● Collected material:

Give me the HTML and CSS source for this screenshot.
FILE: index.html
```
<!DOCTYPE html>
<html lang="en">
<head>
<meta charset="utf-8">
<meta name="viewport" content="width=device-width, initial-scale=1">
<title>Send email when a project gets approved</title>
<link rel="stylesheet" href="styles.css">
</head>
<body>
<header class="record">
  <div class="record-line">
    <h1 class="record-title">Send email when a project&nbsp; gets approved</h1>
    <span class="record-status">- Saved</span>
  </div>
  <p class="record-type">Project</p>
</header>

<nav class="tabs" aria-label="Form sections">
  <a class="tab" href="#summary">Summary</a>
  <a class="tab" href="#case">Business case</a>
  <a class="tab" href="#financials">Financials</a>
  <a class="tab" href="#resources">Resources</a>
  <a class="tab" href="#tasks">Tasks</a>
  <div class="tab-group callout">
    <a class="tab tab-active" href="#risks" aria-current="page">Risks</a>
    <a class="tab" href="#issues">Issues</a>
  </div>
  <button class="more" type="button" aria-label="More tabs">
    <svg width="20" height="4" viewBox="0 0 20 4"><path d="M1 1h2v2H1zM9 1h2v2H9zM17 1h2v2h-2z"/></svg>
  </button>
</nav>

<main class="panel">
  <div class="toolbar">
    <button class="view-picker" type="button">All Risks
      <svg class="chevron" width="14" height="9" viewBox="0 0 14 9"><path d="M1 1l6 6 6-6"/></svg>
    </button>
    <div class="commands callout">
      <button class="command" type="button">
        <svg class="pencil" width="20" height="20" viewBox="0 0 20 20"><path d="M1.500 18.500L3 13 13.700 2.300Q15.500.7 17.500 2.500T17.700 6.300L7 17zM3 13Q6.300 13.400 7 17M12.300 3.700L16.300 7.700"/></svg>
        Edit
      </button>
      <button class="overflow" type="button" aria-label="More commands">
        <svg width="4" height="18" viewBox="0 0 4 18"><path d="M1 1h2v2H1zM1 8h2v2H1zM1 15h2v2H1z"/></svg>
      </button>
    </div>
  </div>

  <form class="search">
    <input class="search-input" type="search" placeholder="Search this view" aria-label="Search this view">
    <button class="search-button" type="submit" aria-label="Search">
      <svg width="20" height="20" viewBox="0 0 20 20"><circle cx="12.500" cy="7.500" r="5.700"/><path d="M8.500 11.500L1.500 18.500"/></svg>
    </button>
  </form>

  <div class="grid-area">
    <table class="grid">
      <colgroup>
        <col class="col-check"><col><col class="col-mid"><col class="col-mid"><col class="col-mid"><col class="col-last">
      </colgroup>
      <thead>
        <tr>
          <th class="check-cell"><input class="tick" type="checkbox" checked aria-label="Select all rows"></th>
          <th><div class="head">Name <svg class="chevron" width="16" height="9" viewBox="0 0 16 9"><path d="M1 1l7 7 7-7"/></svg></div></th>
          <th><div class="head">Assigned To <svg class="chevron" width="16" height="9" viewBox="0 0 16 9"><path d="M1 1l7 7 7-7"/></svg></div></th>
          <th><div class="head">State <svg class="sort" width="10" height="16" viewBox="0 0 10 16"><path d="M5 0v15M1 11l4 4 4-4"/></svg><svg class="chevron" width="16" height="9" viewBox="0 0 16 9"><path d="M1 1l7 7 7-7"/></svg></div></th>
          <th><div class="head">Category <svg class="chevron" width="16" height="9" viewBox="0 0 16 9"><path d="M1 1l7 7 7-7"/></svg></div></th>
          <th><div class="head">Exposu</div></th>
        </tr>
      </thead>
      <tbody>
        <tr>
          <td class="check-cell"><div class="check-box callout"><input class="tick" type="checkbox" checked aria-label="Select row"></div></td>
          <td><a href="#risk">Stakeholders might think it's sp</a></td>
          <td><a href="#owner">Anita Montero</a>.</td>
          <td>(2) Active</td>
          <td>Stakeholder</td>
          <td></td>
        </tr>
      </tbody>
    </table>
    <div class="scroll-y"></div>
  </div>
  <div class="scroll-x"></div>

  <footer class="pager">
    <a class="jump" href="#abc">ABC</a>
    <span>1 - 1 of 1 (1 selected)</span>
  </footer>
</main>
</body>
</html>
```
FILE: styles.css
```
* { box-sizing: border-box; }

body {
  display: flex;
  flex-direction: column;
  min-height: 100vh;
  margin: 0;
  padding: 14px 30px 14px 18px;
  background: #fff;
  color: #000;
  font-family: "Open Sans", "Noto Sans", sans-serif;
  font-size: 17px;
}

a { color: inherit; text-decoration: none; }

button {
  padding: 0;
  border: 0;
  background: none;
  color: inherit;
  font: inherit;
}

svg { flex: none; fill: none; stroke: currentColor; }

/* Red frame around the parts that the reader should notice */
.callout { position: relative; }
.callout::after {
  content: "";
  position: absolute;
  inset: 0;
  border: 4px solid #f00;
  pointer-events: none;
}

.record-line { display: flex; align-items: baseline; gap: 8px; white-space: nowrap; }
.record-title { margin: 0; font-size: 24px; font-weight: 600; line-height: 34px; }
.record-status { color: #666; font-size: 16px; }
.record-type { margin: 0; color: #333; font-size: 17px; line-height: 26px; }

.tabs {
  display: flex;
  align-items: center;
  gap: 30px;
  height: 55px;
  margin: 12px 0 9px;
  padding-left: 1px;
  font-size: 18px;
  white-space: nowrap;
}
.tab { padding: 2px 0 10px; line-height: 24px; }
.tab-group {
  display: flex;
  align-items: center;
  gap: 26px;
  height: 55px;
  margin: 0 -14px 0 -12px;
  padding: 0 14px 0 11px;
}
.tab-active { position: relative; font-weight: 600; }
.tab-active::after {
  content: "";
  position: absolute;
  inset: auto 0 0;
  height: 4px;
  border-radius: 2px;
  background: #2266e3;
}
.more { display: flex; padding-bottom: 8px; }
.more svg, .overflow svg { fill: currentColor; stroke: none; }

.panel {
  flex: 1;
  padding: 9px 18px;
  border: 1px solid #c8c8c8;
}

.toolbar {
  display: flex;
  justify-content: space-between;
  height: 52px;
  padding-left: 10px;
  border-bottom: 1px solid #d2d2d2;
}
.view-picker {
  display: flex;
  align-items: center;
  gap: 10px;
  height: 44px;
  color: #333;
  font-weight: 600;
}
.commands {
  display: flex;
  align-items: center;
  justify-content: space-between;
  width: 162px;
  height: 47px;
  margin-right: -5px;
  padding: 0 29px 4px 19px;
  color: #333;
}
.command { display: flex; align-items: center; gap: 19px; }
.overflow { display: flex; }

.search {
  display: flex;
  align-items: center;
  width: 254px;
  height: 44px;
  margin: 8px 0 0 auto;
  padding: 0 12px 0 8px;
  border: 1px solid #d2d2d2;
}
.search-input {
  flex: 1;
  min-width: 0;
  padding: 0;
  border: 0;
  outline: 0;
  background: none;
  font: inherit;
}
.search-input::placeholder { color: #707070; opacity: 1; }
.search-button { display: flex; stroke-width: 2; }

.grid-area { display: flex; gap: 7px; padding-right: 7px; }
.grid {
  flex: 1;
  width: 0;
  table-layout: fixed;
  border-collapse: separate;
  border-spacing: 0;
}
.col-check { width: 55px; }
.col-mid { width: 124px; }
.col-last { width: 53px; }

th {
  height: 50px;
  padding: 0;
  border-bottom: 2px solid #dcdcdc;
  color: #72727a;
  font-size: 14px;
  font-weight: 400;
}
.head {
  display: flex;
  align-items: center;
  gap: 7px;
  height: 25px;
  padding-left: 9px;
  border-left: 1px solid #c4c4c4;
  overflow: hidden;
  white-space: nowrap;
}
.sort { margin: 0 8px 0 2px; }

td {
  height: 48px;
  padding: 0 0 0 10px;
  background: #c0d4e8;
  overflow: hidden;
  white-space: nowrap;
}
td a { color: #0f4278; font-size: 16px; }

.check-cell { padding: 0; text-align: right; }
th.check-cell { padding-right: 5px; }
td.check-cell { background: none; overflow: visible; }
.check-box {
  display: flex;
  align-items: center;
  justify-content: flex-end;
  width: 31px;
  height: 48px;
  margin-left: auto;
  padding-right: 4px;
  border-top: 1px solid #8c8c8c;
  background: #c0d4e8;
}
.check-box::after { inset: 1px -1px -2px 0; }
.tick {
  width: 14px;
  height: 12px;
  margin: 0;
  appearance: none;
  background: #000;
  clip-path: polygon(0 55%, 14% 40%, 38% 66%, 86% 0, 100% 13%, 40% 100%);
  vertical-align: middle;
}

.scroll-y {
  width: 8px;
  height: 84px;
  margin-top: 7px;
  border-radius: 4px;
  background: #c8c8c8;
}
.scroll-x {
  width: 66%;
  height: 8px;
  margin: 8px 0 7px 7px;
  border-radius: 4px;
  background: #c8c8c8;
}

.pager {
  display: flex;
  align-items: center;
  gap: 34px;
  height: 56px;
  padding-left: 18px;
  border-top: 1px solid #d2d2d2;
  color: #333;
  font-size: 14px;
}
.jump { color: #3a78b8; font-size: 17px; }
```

● Exercise: Copy out each line in the listing that has the word "this".

● Completed exercise:
Give me the HTML and CSS source for this screenshot.
    <input class="search-input" type="search" placeholder="Search this view" aria-label="Search this view">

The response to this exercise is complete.